If I had to choose one, it’d be the Andre Ingram promotion. Andre Ingram has been one of the most amazing players and humans I’ve worked with. At 32 years old, he became the oldest American rookie to play in an NBA game since at least the 60s. His first NBA game was against the Houston Rockets and was one of the most amazing, humbling and proud moments I’ve ever witnessed.
At the time, I’d worked with him for 3 seasons in South Bay. He’s the ultimate teammate and veteran role model every team strives to have.
He had waited over 10 years for a shot in the NBA. We surprised him when we gave him his 10-day contract. The next day he was checking into the game vs. the Houston Rockets.
Eventually, Andre hit his first 6 shots and was one point away from being the game’s highest scorer. He finished with 19 points and four 3-pointers. Andre’s journey to get to that point was special enough. To seize the opportunity to play in an NBA game and excel in it was an incredible sight to see. That was probably my most memorable moment with the Lakers from many to choose from.
Another lighthearted, but memorable moment came when I worked my first U17 training camp at the Australian Sports Commission (ASI). I received a bag of t-shirts and clothing for the training camp. There was this moment of shock and awe that I just received all this “Australia” branded clothing. I laid the apparel out on my bed and had a moment with myself where I felt proud beyond words.
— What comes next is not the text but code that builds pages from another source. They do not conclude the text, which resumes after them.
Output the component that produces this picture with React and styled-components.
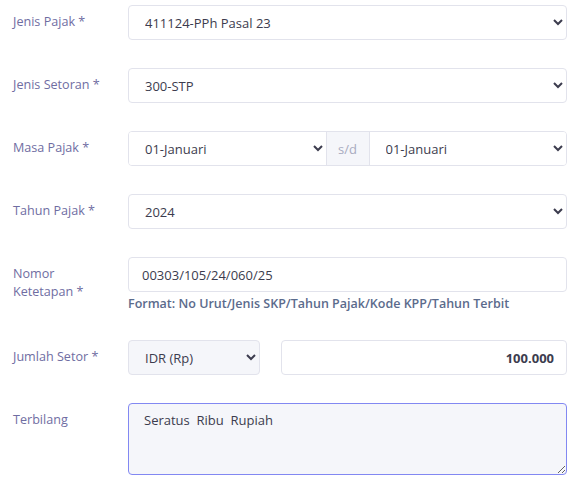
import styled, { createGlobalStyle } from "styled-components";

const GlobalStyle = createGlobalStyle`
  body {
    margin: 0;
    background: #ffffff;
    font-family: "Open Sans", "Liberation Sans", sans-serif;
  }
`;

const Form = styled.form`
  display: flex;
  flex-direction: column;
  gap: 28px;
  padding: 5px 9px 0 13px;
`;

const Row = styled.div`
  display: grid;
  grid-template-columns: 115px 1fr;
  align-items: start;
`;

const Label = styled.label`
  color: #6f6da2;
  font-size: 12.6px;
  line-height: 18px;
  padding-top: 8px;
`;

const Field = styled.div`
  display: flex;
  flex-direction: column;
  gap: 4px;
`;

const Select = styled.select`
  height: 35px;
  width: 100%;
  box-sizing: border-box;
  border: 1px solid #e2e3ec;
  border-radius: 4px;
  background-color: ${(p) => (p.$muted ? "#f5f6fa" : "#ffffff")};
  color: #3c3c4e;
  font-family: inherit;
  font-size: 13px;
  padding: 0 8px 0 12px;
  outline: none;
`;

const Input = styled.input`
  height: 35px;
  width: 100%;
  box-sizing: border-box;
  border: 1px solid #e2e3ec;
  border-radius: 4px;
  background: #ffffff;
  color: #3c3c4e;
  font-family: inherit;
  font-size: 13px;
  font-weight: ${(p) => (p.$bold ? 700 : 400)};
  text-align: ${(p) => (p.$right ? "right" : "left")};
  padding: 0 12px 0 13px;
  outline: none;
`;

const Group = styled.div`
  display: flex;
  height: 35px;
  border: 1px solid #e2e3ec;
  border-radius: 4px;
  box-sizing: border-box;
  overflow: hidden;

  select {
    border: none;
    border-radius: 0;
    height: 33px;
    flex: 1;
  }
`;

const Addon = styled.span`
  width: 42px;
  display: flex;
  align-items: center;
  justify-content: center;
  background: #f5f6fa;
  border-left: 1px solid #e2e3ec;
  border-right: 1px solid #e2e3ec;
  color: #a9abc0;
  font-size: 13px;
`;

const Help = styled.div`
  color: #5b6b8c;
  font-size: 12.5px;
  line-height: 16px;
  font-weight: 600;
`;

const Split = styled.div`
  display: grid;
  grid-template-columns: 132px 1fr;
  gap: 21px;
`;

const TextArea = styled.textarea`
  height: 72px;
  width: 100%;
  box-sizing: border-box;
  border: 1px solid #8288f2;
  border-radius: 4px;
  background: #f5f6fa;
  color: #3c3c4e;
  font-family: inherit;
  font-size: 13px;
  line-height: 18px;
  padding: 7px 15px;
  outline: none;
`;

export default function App() {
  return (
    <>
      <GlobalStyle />
      <Form>
        <Row>
          <Label>Jenis Pajak *</Label>
          <Select defaultValue="1">
            <option value="1">411124-PPh Pasal 23</option>
          </Select>
        </Row>
        <Row>
          <Label>Jenis Setoran *</Label>
          <Select defaultValue="1">
            <option value="1">300-STP</option>
          </Select>
        </Row>
        <Row>
          <Label>Masa Pajak *</Label>
          <Group>
            <Select defaultValue="1">
              <option value="1">01-Januari</option>
            </Select>
            <Addon>s/d</Addon>
            <Select defaultValue="1">
              <option value="1">01-Januari</option>
            </Select>
          </Group>
        </Row>
        <Row>
          <Label>Tahun Pajak *</Label>
          <Select defaultValue="2024">
            <option value="2024">2024</option>
          </Select>
        </Row>
        <Row>
          <Label>
            Nomor
            <br />
            Ketetapan *
          </Label>
          <Field>
            <Input defaultValue="00303/105/24/060/25" />
            <Help>Format: No Urut/Jenis SKP/Tahun Pajak/Kode KPP/Tahun Terbit</Help>
          </Field>
        </Row>
        <Row>
          <Label>Jumlah Setor *</Label>
          <Split>
            <Select $muted defaultValue="idr">
              <option value="idr">IDR (Rp)</option>
            </Select>
            <Input $bold $right defaultValue="100.000" />
          </Split>
        </Row>
        <Row>
          <Label>Terbilang</Label>
          <TextArea defaultValue="Seratus  Ribu  Rupiah" />
        </Row>
      </Form>
    </>
  );
}
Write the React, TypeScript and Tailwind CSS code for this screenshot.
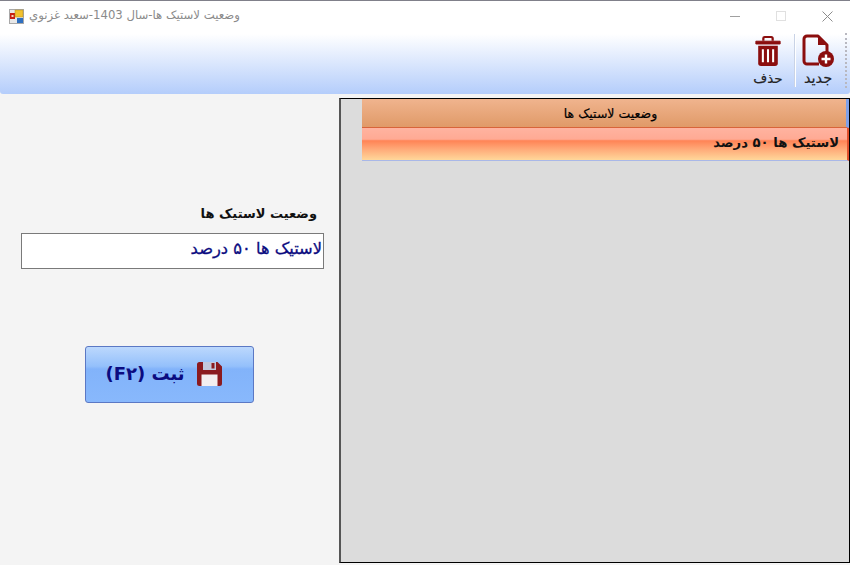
const font = { fontFamily: '"DejaVu Sans", sans-serif' };

function NewIcon() {
  return (
    <svg width="34" height="34" viewBox="0 0 34 34" fill="none">
      <path d="M18 30H6a3 3 0 0 1-3-3V5a3 3 0 0 1 3-3h11l9 9v7" stroke="#8b0e0e" strokeWidth="3" strokeLinejoin="round" />
      <path d="M17 2v9h9z" fill="#8b0e0e" />
      <circle cx="25" cy="25" r="8" fill="#8b0e0e" />
      <path d="M25 20.500v9M20.500 25h9" stroke="#fff" strokeWidth="2.400" />
    </svg>
  );
}

function TrashIcon() {
  return (
    <svg width="28" height="34" viewBox="0 0 30 34" fill="none">
      <path d="M10 6V3.500A1.500 1.500 0 0 1 11.500 2h7A1.500 1.500 0 0 1 20 3.500V6" stroke="#8b0e0e" strokeWidth="2.400" />
      <path d="M2 6.500h26v3H2z" fill="#8b0e0e" stroke="#8b0e0e" strokeWidth="1" strokeLinejoin="round" />
      <path d="M4.500 11.500h21V30a3 3 0 0 1-3 3h-15a3 3 0 0 1-3-3z" fill="#8b0e0e" />
      <path d="M9.500 15v14M15 15v14M20.500 15v14" stroke="#fff" strokeWidth="2.200" />
    </svg>
  );
}

function SaveIcon() {
  return (
    <svg width="26" height="26" viewBox="0 0 26 26">
      <path d="M2.500 1h18L25 5.500v17a2.500 2.500 0 0 1-2.500 2.500h-20A2.500 2.500 0 0 1 0 22.500v-19A2.500 2.500 0 0 1 2.500 1z" fill="#8b1a1f" />
      <rect x="6" y="1" width="13" height="8" fill="#c2c9de" />
      <rect x="14.500" y="2" width="3" height="5.500" fill="#8b1a1f" />
      <rect x="4.500" y="13.500" width="16" height="11.500" fill="#f3eef0" />
    </svg>
  );
}

function AppIcon() {
  return (
    <svg width="15" height="15" viewBox="0 0 15 15">
      <rect x="0.500" y="0.500" width="14" height="14" fill="#e8e8e8" stroke="#a8a8a8" />
      <rect x="1" y="4" width="5" height="6" fill="#c81e12" />
      <rect x="2.500" y="6" width="2" height="2" fill="#f4d8c0" />
      <rect x="6" y="1" width="8" height="7" fill="#f2c12e" stroke="#b08a20" strokeWidth="0.500" />
      <rect x="8" y="9" width="6" height="5" fill="#2f6fc0" />
    </svg>
  );
}

export default function App() {
  return (
    <div className="w-[850px] h-[565px] flex flex-col overflow-hidden bg-[#f4f4f4]" style={font}>
      <div className="h-[94px] shrink-0 flex flex-col border-t border-[#80808a] rounded-b-[3px] bg-[linear-gradient(to_bottom,#ffffff_0px,#ffffff_33px,#b4cdfb_100%)]">
        <div className="h-[30px] shrink-0 flex items-center pl-[9px]">
          <AppIcon />
          <span dir="rtl" className="ml-[5px] text-[11.700px] text-[#8a8a8a] leading-none">
            وضعیت لاستیک ها-سال 1403-سعید غزنوي
          </span>
          <div className="ml-auto flex items-center">
            <div className="w-[46px] flex justify-center">
              <div className="w-[10px] h-px bg-[#a0a0a0]" />
            </div>
            <div className="w-[46px] flex justify-center">
              <div className="w-[10px] h-[10px] border border-[#e0e0e0]" />
            </div>
            <div className="w-[46px] flex justify-center">
              <svg width="11" height="11" viewBox="0 0 11 11">
                <path d="M0.500 0.500l10 10M10.500 0.500l-10 10" stroke="#8c8c8c" strokeWidth="1" />
              </svg>
            </div>
          </div>
        </div>
        <div className="flex-1 flex justify-end items-stretch pb-[4px] pr-[3px]">
          <div className="w-[52px] flex flex-col items-center">
            <div className="h-[34px] mt-[3px]"><TrashIcon /></div>
            <span className="mt-[2px] text-[13.500px] leading-[16px] text-[#222] [-webkit-text-stroke:0.2px]">حذف</span>
          </div>
          <div className="w-[2px] my-[3px] bg-[#c9d3e6] border-r border-white" />
          <div className="w-[44px] mr-[5px] flex flex-col items-center">
            <div className="h-[34px] mt-[3px]"><NewIcon /></div>
            <span className="mt-[2px] text-[14.500px] leading-[16px] text-[#222] [-webkit-text-stroke:0.2px]">جدید</span>
          </div>
          <div className="w-[2px] my-[2px] border-l-2 border-dotted border-[#b8b8c0]" />
        </div>
      </div>

      <div className="flex-1 flex min-h-0 pt-[4px] pb-[2px]">
        <div className="w-[339px] shrink-0 flex flex-col pl-[21px] pr-[14px]">
          <div dir="rtl" className="mt-[105px] h-[22px] pr-[8px] text-[13px] font-bold leading-[22px] text-[#111]">
            وضعیت لاستیک ها
          </div>
          <div dir="rtl" className="mt-[8px] h-[36px] w-[303px] border border-[#7a7a7a] bg-white px-[1px] text-[16.300px] leading-[30px] text-[#0b0b80] [-webkit-text-stroke:0.3px]">
            لاستیک ها ۵۰ درصد
          </div>
          <button className="mt-[77px] ml-[64px] w-[169px] h-[57px] rounded-[3px] border border-[#5b78c4] bg-[linear-gradient(to_bottom,#bcd8fd_0%,#94c0fb_35%,#82b3fa_40%,#88b8fc_100%)] flex items-center justify-center gap-[12px] pr-[11px] pb-[2px]">
            <span dir="rtl" className="font-bold text-[18px] text-[#0b0b80] leading-none">ثبت (F۲)</span>
            <SaveIcon />
          </button>
        </div>

        <div className="w-[511px] shrink-0 border border-black border-l-2 border-l-[#555] bg-[#dcdcdc] flex flex-col">
          <div className="ml-[21px] h-[29px] pt-[2px] pl-[13px] flex items-center justify-center border-b border-[#d8643a] border-r-[3px] border-r-[#7fa0e8] bg-[linear-gradient(to_bottom,#f0b48e,#e09a68)] text-[12.500px] text-black [-webkit-text-stroke:0.2px]">
            وضعیت لاستیک ها
          </div>
          <div dir="rtl" className="ml-[21px] h-[33px] pr-[8px] pb-[2px] flex items-center border-b border-b-[#a9b8e8] border-r-2 border-r-[#e0522f] bg-[linear-gradient(to_bottom,#ffb3a0_0%,#ffaa94_35%,#ff8456_40%,#ffa877_65%,#ffd79a_100%)] text-[13.200px] font-bold text-[#111]">
            لاستیک ها ۵۰ درصد
          </div>
        </div>
      </div>
    </div>
  );
}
I’m not Australian, but the honour to help a country’s national team was amazing. Eventually, I earned more opportunities to work with the youth national teams. Fast forward a year and I was off to Brazil to help the Boomers in Rio.
Thoughts From Phil
Nick Lagios was a delight to chat with. His range of basketball experience between Australia, NCAA, G League, and NBA made for a global chat (literally and figuratively). Rarely does a sport professional emerge from a Geography degree because it requires a little extra thinking to connect the dots. Nick Lagios connected the dots for his career in sport, just as one would create a map. Connecting the dots is part of what makes Nick Lagios a unique, bright and special director in basketball circles.